Complete step by step answer:
Planck's equation states that the energy of a photon is proportional to its frequency i.e. $\Delta E = h\nu$ . From Bohr’s model, substituting the relationship between the frequency, wavelength and the speed of light into this equation tells us that the energy of a photon is inversely proportional to its wavelength and the inverse of the wavelength of electromagnetic radiation is directly proportional to the energy of this radiation. So, we can say that frequency is directly proportional to the energy of this radiation.
We know the formula of change in energy and this can be used to determine frequency and wavelength of the light emitted by a hydrogen atom when the electron falls from a high energy orbit into a lower energy orbit as-
$\Delta E = h\nu = \dfrac{{2{\pi ^2}m{Z^2}{e^4}{k^2}}}{{{h^2}}}\left[ {\dfrac{1}{{n_1^2}} - \dfrac{1}{{n_2^2}}} \right]$ if we see that electron falls from ${n_2}$ level to ${n_1}$ level.
Therefore, we can calculate frequency for $H{e^ + }$ when the electron falls from $n = 4$ level to ${n_1} = 2$ level.
$\Rightarrow$ $\nu = (cons\tan t){Z^2}\left[ {\dfrac{1}{{n_1^2}} - \dfrac{1}{{n_2^2}}} \right]$ where constant $= \dfrac{{2{\pi ^2}m{e^4}{k^2}}}{{{h^3}}}$
Since $[\because {Z_{H{e^ + }}} = 2]$ , we have
$\Rightarrow$ ${\nu _{H{e^ + }}} = cons\tan t(4)\left[ {\dfrac{1}{{{2^2}}} - \dfrac{1}{{{4^2}}}} \right]$
$\Rightarrow$ $= constant \times 4\left[ {\dfrac{3}{{16}}} \right] = \dfrac{3}{4} \times$ constant
Now, we will calculate the same for hydrogen having $[{Z_H} = 1]$
$\Rightarrow$ $\nu (H) = cons\tan t{(1)^2}\left[ {\dfrac{1}{{n_1^2}} - \dfrac{1}{{n_2^2}}} \right]$
For (A) from ${n_2} = 2$ level to ${n_1} = 2$ level.
$\Rightarrow$ $\nu (H) = constant\left[ {\dfrac{1}{1} - \dfrac{1}{4}} \right]$
$\Rightarrow$ $= \dfrac{3}{4} \times$constant which is equal to ${\nu _{H{e^ + }}}$ .

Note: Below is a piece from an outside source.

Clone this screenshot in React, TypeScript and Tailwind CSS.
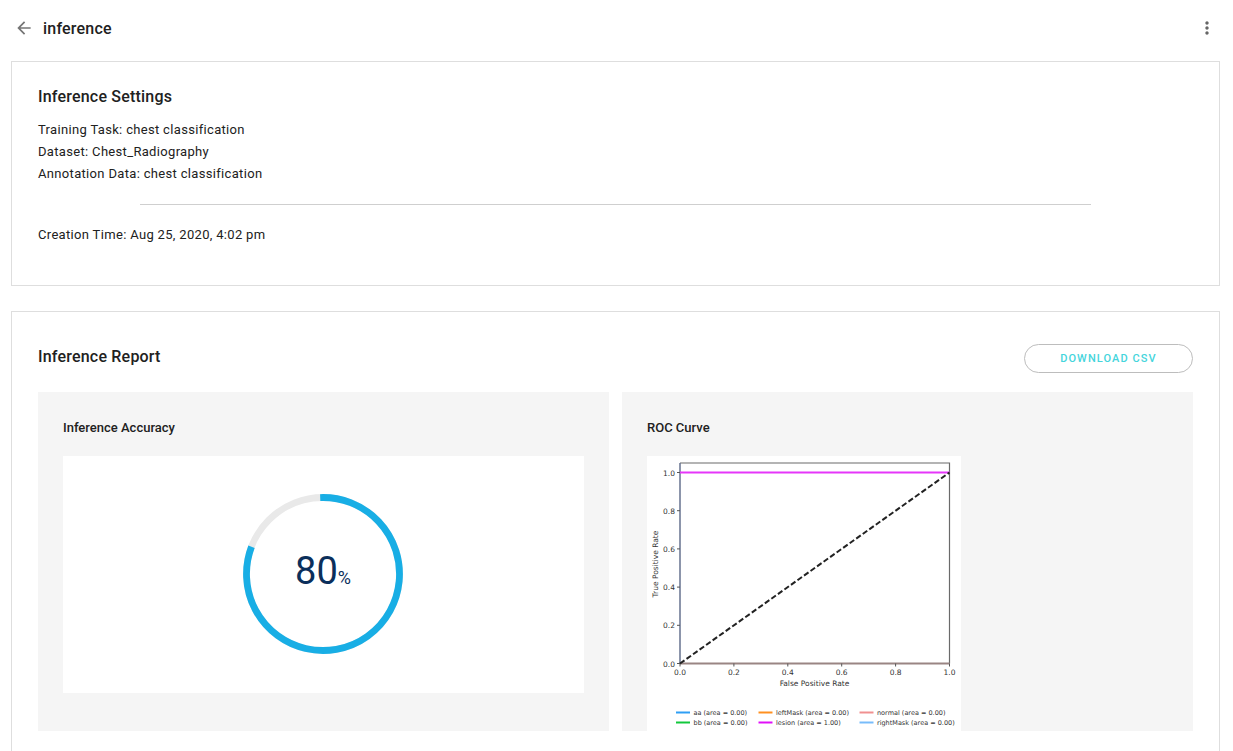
import { MdArrowBack, MdMoreVert } from "react-icons/md";

const settings = [
  ["Training Task", "chest classification"],
  ["Dataset", "Chest_Radiography"],
  ["Annotation Data", "chest classification"],
];

const ticks = [0, 0.2, 0.4, 0.6, 0.8, 1];

const legend = [
  { label: "aa (area = 0.00)", color: "#2f9ff5", x: 58, y: 513 },
  { label: "bb (area = 0.00)", color: "#12c83c", x: 58, y: 533 },
  { label: "leftMask (area = 0.00)", color: "#ff9020", x: 223, y: 513 },
  { label: "lesion (area = 1.00)", color: "#e010f8", x: 223, y: 533 },
  { label: "normal (area = 0.00)", color: "#f09090", x: 425, y: 513 },
  { label: "rightMask (area = 0.00)", color: "#78bcfa", x: 425, y: 533 },
];

const px = (v: number) => 66 + v * 539;
const py = (v: number) => 415 - v * 382;

function AccuracyRing() {
  return (
    <div className="grid size-40 place-items-center">
      <svg viewBox="-80 -80 160 160" className="col-start-1 row-start-1 size-40" fill="none" strokeWidth="6.8" aria-hidden="true">
        <circle r="76.5" stroke="#e9e9e9" />
        <path d="M-2.8 -76.45A76.5 76.5 0 1 1 -71.5 -27.2" stroke="#18aee5" />
      </svg>
      <p className="col-start-1 row-start-1 pt-0.5 leading-12 text-[#0b2f5b]">
        <span className="text-[38px]">80</span>
        <span className="text-lg">%</span>
      </p>
    </div>
  );
}

function RocChart() {
  return (
    <svg viewBox="0 0 628 550" className="block w-[314px] bg-white font-['DejaVu_Sans',sans-serif]" fill="#333" role="img" aria-label="ROC Curve">
      <path d="M66 14H605V415" fill="none" stroke="#6a6a6a" strokeWidth="2.4" />
      <path d="M66 14V415" stroke="#66728f" strokeWidth="3" />
      <path d="M66 415H605" stroke="#9a8583" strokeWidth="4" />
      {ticks.map((t) => (
        <g key={t} fontSize="15">
          <path d={`M${px(t)} 415v6M66 ${py(t)}h-6`} stroke="#555" strokeWidth="2" />
          <text x={px(t)} y="438" textAnchor="middle">{t.toFixed(1)}</text>
          <text x="56" y={py(t) + 6} textAnchor="end">{t.toFixed(1)}</text>
        </g>
      ))}
      <path d="M66 33H605" stroke="#e636fa" strokeWidth="4" />
      <path d="M66 415L605 33" stroke="#222" strokeWidth="4" strokeDasharray="11 5" />
      <text x="335" y="459" fontSize="15" textAnchor="middle">False Positive Rate</text>
      <text transform="translate(21 216) rotate(-90)" fontSize="15" textAnchor="middle">True Positive Rate</text>
      {legend.map((l) => (
        <g key={l.label} fontSize="13">
          <path d={`M${l.x} ${l.y}h28`} stroke={l.color} strokeWidth="4" />
          <text x={l.x + 35} y={l.y + 4}>{l.label}</text>
        </g>
      ))}
    </svg>
  );
}

export default function App() {
  return (
    <div className="bg-white pr-[13px] pb-6 pl-[11px] font-[Roboto,sans-serif] text-[#212121]">
      <header className="flex h-[61px] items-center justify-between px-[3px] pb-[5px]">
        <div className="flex items-center gap-[9px]">
          <button type="button" aria-label="Back" className="text-[#757575]">
            <MdArrowBack size={20} />
          </button>
          <h1 className="pt-0.5 text-base font-medium tracking-[0.0125em]">inference</h1>
        </div>
        <button type="button" aria-label="More options" className="text-[#666]">
          <MdMoreVert size={20} />
        </button>
      </header>
      <main className="flex flex-col gap-[25px]">
        <section className="border border-[#dedede] px-[26px] pt-[23px] pb-[39px]">
          <h2 className="text-base leading-6 font-medium tracking-[0.0125em]">Inference Settings</h2>
          <div className="mt-[10px] text-[13px] leading-[22px] tracking-wide">
            {settings.map(([name, value]) => (
              <p key={name}>{name}: {value}</p>
            ))}
          </div>
          <hr className="mx-[102px] my-[19px] border-[#cfcfcf]" />
          <p className="text-[13px] leading-[22px] tracking-wide">Creation Time: Aug 25, 2020, 4:02 pm</p>
        </section>
        <section className="border border-[#dedede] px-[26px] pt-8 pb-[26px]">
          <div className="flex items-start justify-between">
            <h2 className="text-base leading-[26px] font-medium tracking-[0.0125em]">Inference Report</h2>
            <button type="button" className="h-[29px] w-[169px] rounded-full border border-[#bdbdbd] pt-0.5 text-[11px] font-medium tracking-widest text-[#45d5dc]">
              DOWNLOAD CSV
            </button>
          </div>
          <div className="mt-[19px] grid grid-cols-2 gap-[13px]">
            <article className="bg-[#f5f5f5] px-[25px] pt-[26px]">
              <h3 className="text-[13px] leading-5 font-medium">Inference Accuracy</h3>
              <div className="mt-[18px] flex h-[237px] items-start justify-center bg-white pt-[38px] pr-px">
                <AccuracyRing />
              </div>
            </article>
            <article className="bg-[#f5f5f5] px-[25px] pt-[26px]">
              <h3 className="text-[13px] leading-5 font-medium">ROC Curve</h3>
              <div className="mt-[18px]">
                <RocChart />
              </div>
            </article>
          </div>
        </section>
      </main>
    </div>
  );
}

For (B), from ${n_2} = 3$ level to ${n_1} = 2$ level, we have
$\Rightarrow$ $\nu (H) = cons\tan t\left[ {\dfrac{1}{{{2^2}}} - \dfrac{1}{{{3^2}}}} \right]$ = $\dfrac{5}{{36}} \times$ constant which is not equals to ${\nu _{H{e^ + }}}$ .
For (C), from ${n_2}$= 4 level to ${n_1}$= 3 level, we have
$\Rightarrow$ $\nu (H) = cons\tan t\left[ {\dfrac{1}{{{3^2}}} - \dfrac{1}{{{4^2}}}} \right]$ $= \dfrac{7}{{144}} \times$ constant which is not equals to ${\nu _{H{e^ + }}}$ .
For (D), from ${n_2}$= 3 level to ${n_1}$= 1 level, we have
$\Rightarrow$ $\nu (H) = cons\tan t\left[ {\dfrac{1}{1} - \dfrac{1}{9}} \right]$ $= \dfrac{8}{9} \times$ constant which is not equals to ${\nu _{H{e^ + }}}$ .
From the above calculations, we can conclude that the frequency of light emitted for the transition $n = 4$ to $n = 2$ of the $H{e^ + }$ is equal to the transition from ${n_2} = 2$ to ${n_1} = 1$ in Hydrogen atom.

Hence, the correct option is (A).

Note:
The Rydberg Constant equation was shown by Neils Bohr. In the formulae ${R_H} = \dfrac{{m{k^2}{e^4}}}{{4\pi {h^3}c}}$ for the wavenumbers of lines in atomic spectra Rydberg constant appears. It is a function of the rest mass and charge of the electron, the speed of light, and Planck’s constant. Its value is 1.09677576 $\times {10^7}$ ${m^{ - 1}}$.